“I am fighting every day for the great people of this country,” President Trump stated during his address in the White House Rose Garden on June 1. “Therefore, in order to fulfill my solemn duty to protect America and its citizens, the United States will withdraw from the Paris Climate Accord.”
The reality is that the treaty is still in the teething process. For example, President Trump is correct in saying that many developed countries haven’t paid a dime, but it’s still too early to tell who will and who won’t pay their share.
The Paris Climate Accord, a thirty-one page proposal created in Dec. 2015 by former President Barack Obama, lays out a plan to combat climate change on a global scale. Its primary goals are to keep global emissions to a projected 55 gigatonnes in 2030 and to keep the global temperature average from increasing by 2 degrees Celsius.
The first time a global agreement was reached in United Nation’s history was in 1987 with the Montreal Protocol. This early climate change treaty was universally ratified by 197 countries. As of 2015, 195 countries have agreed to the Paris Agreement and 147 countries have ratified it. So why have many countries agreed to the Paris Climate Agreement while America pulls away?
Supporting countries believe that this treaty will have a positive impact on greenhouse emissions and that through financial backing of developing countries, they can reliably affect climate change on a global scale.
However, President Trump is concerned that the treaty’s course of action isn’t what is best for Americans.
“The Paris Climate Accord is simply the latest example of Washington entering into an agreement that disadvantages the United States to the exclusive benefit of other countries leaving American workers — who I love — and taxpayers to absorb the cost in terms of lost jobs, lower wages, shuttered factories and vastly diminished economic production.”
Obama claimed otherwise. Reacting to the President’s decision, he stated the nations that ratified the Paris Agreement will reap the economic benefits.
“I believe the United States of America should be at the front of the pack,” Obama said.
However, some research suggests that the environmental benefits claimed by supporters may not reach the intended goal. An MIT study done in April 2016 states that even if every country follows the Paris Agreement to the letter, it could shave off 1.07 degrees Celsius by the end of 2100, a fraction of the treaty’s proposed outcome. Though the treaty urges countries every five years to re-evaluate their plans for a better goal, there is no requirement for any participating country to either contribute or reassess the agreement.
“The Paris agreement is certainly a step in the right direction, but it is only a step,” said Joint Program Principal Research Scientist Erwan Monier.
In regards to what the agreement will cost, every developed country is collectively expected to pay a starting sum of $100 billion per year. This amount raised concerns from President Trump about what American taxpayers could be expected to pay and how the money will be used.
“Beyond the severe energy restrictions inflicted by the Paris accord,” the President stated, “it includes yet another scheme to redistribute wealth out of the United States through the so-called Green Climate Fund — nice name — which calls for developed countries to send $100 billion to developing countries, all on top of America’s existing and massive foreign aid payments. So we’re going to be paying billions and billions and billions of dollars and we’re already way ahead of anyone else. Many other countries haven’t spent anything. And many of them will never pay one dime.”

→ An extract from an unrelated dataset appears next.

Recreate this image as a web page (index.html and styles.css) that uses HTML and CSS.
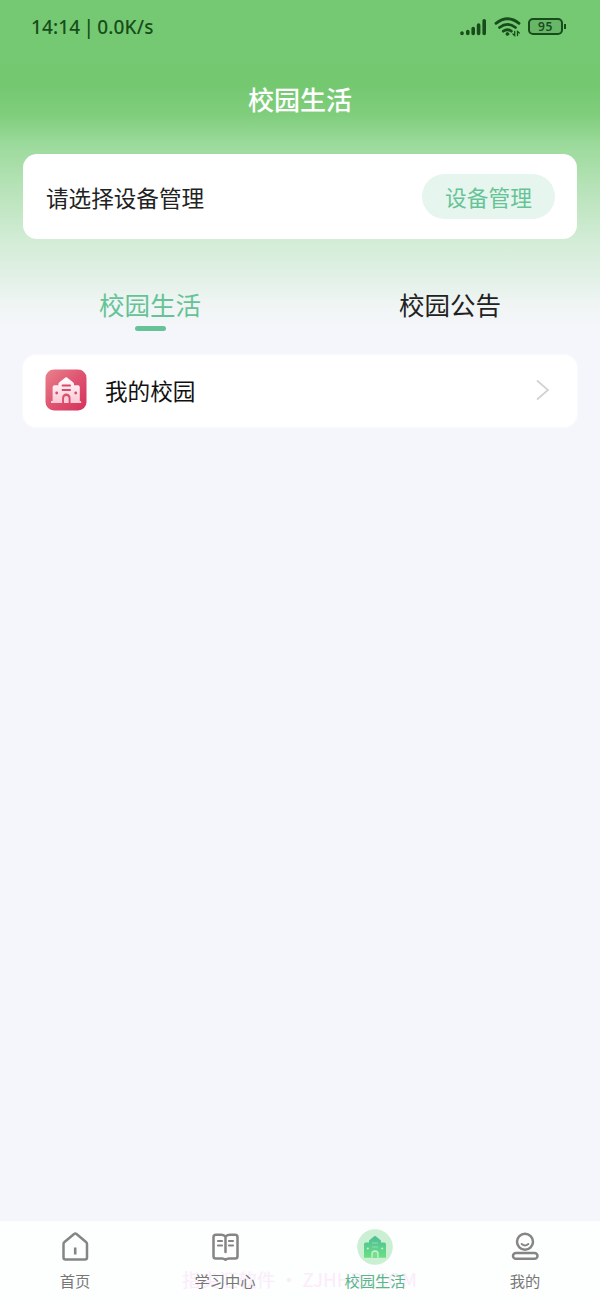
FILE: index.html
```html
<!DOCTYPE html>
<html lang="zh-CN">
<head>
<meta charset="utf-8">
<title>校园生活</title>
<link rel="stylesheet" href="styles.css">
</head>
<body>
<div class="app">
  <div class="status">
    <span class="status-time">14:14 | 0.0K/s</span>
    <div class="status-icons">
      <svg width="28" height="20" viewBox="0 0 28 20" fill="none" stroke="currentColor" stroke-width="3.600" stroke-linecap="round"><path d="M3 16v.4M8.800 14.500v1.900M14.200 11.500v4.900M19.600 8v8.400M25.200 3.700v12.700"/></svg>
      <svg width="28" height="20" viewBox="0 0 28 20" fill="none" stroke="currentColor" stroke-width="2.800" stroke-linecap="round"><path d="M2 6.300Q13.500-2.900 25 6.300M5.500 10.500q8-6.300 16 0M9.300 14.200q4.200-3 8 0"/><circle cx="13.400" cy="17" r="1.400" fill="currentColor" stroke-width="1"/><path d="M20.700 14.500v4l-1.800-1.500M23.500 18.500v-4l1.800 1.500" stroke-width="1.300"/></svg>
      <div class="battery"><span>95</span></div>
    </div>
  </div>
  <h1 class="title">校园生活</h1>
  <section class="card device">
    <span class="device-label">请选择设备管理</span>
    <button class="pill">设备管理</button>
  </section>
  <nav class="tabs">
    <a class="tab tab-on">校园生活</a>
    <a class="tab">校园公告</a>
  </nav>
  <section class="card row">
    <svg class="row-icon" width="42" height="42" viewBox="0 0 42 42">
      <defs>
        <linearGradient id="red" x1="0" y1="0" x2="1" y2="1"><stop offset="0" stop-color="#e9828c"/><stop offset=".5" stop-color="#df5471"/><stop offset="1" stop-color="#d5305c"/></linearGradient>
        <linearGradient id="pale" x1="0" y1="0" x2="0" y2="1"><stop offset="0" stop-color="#fff"/><stop offset="1" stop-color="#fbc8d4"/></linearGradient>
      </defs>
      <rect x=".5" y=".5" width="41" height="41" rx="8.500" fill="url(#red)"/>
      <path fill="url(#pale)" d="M20.400 8.500a1.500 1.500 0 0 1 1.600 0l6.300 5q.7.600.7 1.500v1.300h3.800q2 0 2 2V32h.7q.8 0 .8 2H25.500v-5.200a4.200 4.200 0 0 0-8.400 0V34H6V32h1.600V18.300q0-2 2-2h3.800V15q0-.9.700-1.500z"/>
      <path fill="#fbd0da" d="M19 34v-4.700a2.300 2.300 0 0 1 4.600 0V34z"/>
      <path d="M17.500 16.500h7.600M17.500 21h7.600" stroke="#d94a69" stroke-width="1.800" stroke-linecap="round"/>
      <circle cx="11.700" cy="24" r="1.400" fill="#d94a69"/><circle cx="30.700" cy="24" r="1.400" fill="#d94a69"/>
    </svg>
    <span class="row-label">我的校园</span>
    <svg width="14" height="22" viewBox="0 0 14 22" fill="none" stroke="#d2d2d5" stroke-width="1.700"><path d="M1 1.500 12 11 1 20.500"/></svg>
  </section>
  <nav class="bottom">
    <div class="watermark">指尖汇软件 · ZJHHRJ.COM</div>
    <a class="item">
      <svg width="36" height="36" viewBox="0 0 36 36" fill="none" stroke="#858585" stroke-width="2.500" stroke-linejoin="round"><path d="M7.500 13q-1 .8-1 2V28.500q0 2 2 2h19.500q2 0 2-2V15q0-1.200-1-2l-9.500-8q-1.200-.9-2.400 0z"/><path d="M18.200 18.500v7" stroke-width="2.600"/></svg>
      <span>首页</span>
    </a>
    <a class="item">
      <svg width="36" height="36" viewBox="0 0 36 36" fill="none" stroke="#858585" stroke-width="2.500" stroke-linejoin="round" stroke-linecap="round"><path d="M18.500 7.500Q16.500 5.700 14 5.700H9q-2.500 0-2.500 2.500v19q0 2.300 2.300 2.300H15q2 0 3.500 1.300 1.500-1.300 3.500-1.300h6.200q2.300 0 2.300-2.300v-19q0-2.500-2.500-2.500h-5q-2.500 0-4.500 1.800V23"/><path d="M11 12h4M11 16.500h4M22 12h4M22 16.500h4" stroke-width="2.200"/></svg>
      <span>学习中心</span>
    </a>
    <a class="item item-on">
      <svg width="36" height="36" viewBox="0 0 36 36">
        <defs><linearGradient id="green" x1="0" y1="0" x2="0" y2="1"><stop offset="0" stop-color="#4ebd96"/><stop offset="1" stop-color="#69e083"/></linearGradient></defs>
        <circle cx="18" cy="18" r="17.800" fill="#cbefd3"/>
        <path fill="url(#green)" d="M17.200 7.300q.8-.6 1.600 0l5.200 4.200v2h3.200q1.800 0 1.800 1.800v13.500H7V15.300q0-1.800 1.800-1.800H12v-2z"/>
        <path d="M15 28.800V25a3 3 0 0 1 6 0v3.800" fill="#79dd91" stroke="#c9f3d0" stroke-width="1.300"/>
        <path d="M15 14h6M15 18h6" stroke="#8fdcb6" stroke-width="1.200"/>
        <circle cx="10.800" cy="19.500" r="1" fill="#c9f3d0"/><circle cx="25.200" cy="19.500" r="1" fill="#c9f3d0"/>
      </svg>
      <span>校园生活</span>
    </a>
    <a class="item">
      <svg width="36" height="36" viewBox="0 0 36 36" fill="none" stroke="#858585" stroke-width="2.500" stroke-linecap="round"><circle cx="18" cy="12.800" r="8"/><path d="M14.700 15q3.300 3 6.600 0" stroke-width="2"/><rect x="6" y="24" width="24.500" height="5.800" rx="2.900"/></svg>
      <span>我的</span>
    </a>
  </nav>
</div>
</body>
</html>
```
FILE: styles.css
```css
* { box-sizing: border-box; }
body { margin: 0; font-family: "Noto Sans CJK SC", sans-serif; }
.app {
  height: 1301px;
  display: flex;
  flex-direction: column;
  background: linear-gradient(#75c973 0, #74c870 85px, #80ce7d 115px, #9cda9c 145px, #b5e2b6 185px, #d2ecd6 240px, #e3f1e8 280px, #f0f5f4 305px, #f5f6fb 330px, #f5f6fb 100%);
}
.status {
  height: 54px;
  padding: 0 34px 0 31px;
  display: flex;
  align-items: center;
  justify-content: space-between;
  color: #174d1b;
}
.status-time { font: 500 19px/54px "Noto Sans", sans-serif; letter-spacing: .15px; word-spacing: -2px; }
.status-icons { display: flex; align-items: center; gap: 7px; }
.status-icons svg { display: block; }
.battery {
  width: 35px;
  height: 17px;
  border: 2px solid currentColor;
  border-radius: 5px;
  position: relative;
  margin: -2px 3px 0 -1px;
  background: #68b668;
  text-align: center;
  font: 600 12px/13px "Noto Sans", sans-serif;
  letter-spacing: .6px;
}
.battery::after {
  content: "";
  position: absolute;
  right: -5px;
  top: 4px;
  width: 2px;
  height: 5px;
  background: currentColor;
}
.title {
  margin: 25px 0 0;
  height: 40px;
  line-height: 40px;
  text-align: center;
  font-size: 26px;
  font-weight: 500;
  color: #fff;
}
.card {
  margin: 0 23px;
  background: #fff;
  display: flex;
  align-items: center;
}
.device {
  margin-top: 35px;
  height: 85px;
  padding: 0 22px 0 23px;
  border-radius: 14px;
  justify-content: space-between;
  font-size: 22.6px;
  color: #222;
}
.device-label { padding-top: 1px; }
.pill {
  width: 133px;
  height: 45px;
  padding: 0;
  border: 0;
  border-radius: 23px;
  background: #e6f5ed;
  color: #65c397;
  font: 400 21.7px/45px "Noto Sans CJK SC", sans-serif;
}
.tabs { display: flex; margin-top: 45px; height: 71px; }
.tab {
  flex: 1;
  display: flex;
  flex-direction: column;
  align-items: center;
  font-size: 25.5px;
  line-height: 40px;
  color: #222;
}
.tab-on { color: #65c397; }
.tab-on::after {
  content: "";
  width: 31px;
  height: 5px;
  margin-top: 2px;
  border-radius: 3px;
  background: #65c397;
}
.row { height: 72px; padding: 0 27px 2px 22px; border-radius: 13px; box-shadow: 0 0 3px #fff; }
.row-label { flex: 1; margin-left: 18px; font-size: 22.6px; font-weight: 400; color: #111; }
.bottom {
  margin-top: auto;
  height: 80px;
  display: flex;
  position: relative;
  background: #fdfefe;
}
.item {
  flex: 1;
  display: flex;
  flex-direction: column;
  align-items: center;
  padding-top: 8px;
  font-size: 15.3px;
  line-height: 22px;
  color: #777;
  position: relative;
}
.item span { margin-top: 4px; }
.item-on { color: #58b78a; }
.watermark {
  position: absolute;
  left: 182px;
  top: 44px;
  font-size: 18.7px;
  line-height: 28px;
  color: #fbebfb;
  white-space: nowrap;
}
```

So far, 36 countries have contributed more than $9.1 billion to the agreement with over $25 million raised by three regional governments and Paris. Initially, America pledged $3 billion and paid $1 billion before President Trump withdrew. However, some supporters view the withdrawal as weakening the American economy.
“The American business community, including 58 Fortune 500 CEOs, strongly supports the Paris agreement,” Oregon Senator Jeff Merkley stated. “These businesses know that withdrawing will cede American leadership on the world stage, and diminish American economic opportunity. If we don’t aggressively lead the clean energy revolution, other nations will beat us — and they will capture the rewards in growing jobs and prosperity.”
His view has been based in the belief that most of the funds will come from the private sector and not from the American taxpayer’s pocket.
Chris Joyce, an NPR Science Desk correspondent, stated that “over half the GCF is expected to come from private investors and banks, not national government treasuries or taxpayers.”
Though Joyce’s view is also faithful, private parties may be expected to pay over half but they aren’t obligated to, nor are they mentioned as, play any financial role. The same can be said for those who state that the money will help developing countries combat climate change. Though the idea is that the money “should enhance” what they do, it is not stated that the financial aid is going expressly towards climate change policies. In the end, the world won’t really know the consequences of the treaty for another couple of years.
For 147 countries, the Paris Climate Agreement has already gone into effect with most ratified in the 2016-2017 year. The next steps of the agreement will entail what individual countries’ long-term plans will be and deciding how much they want to pay in 2020.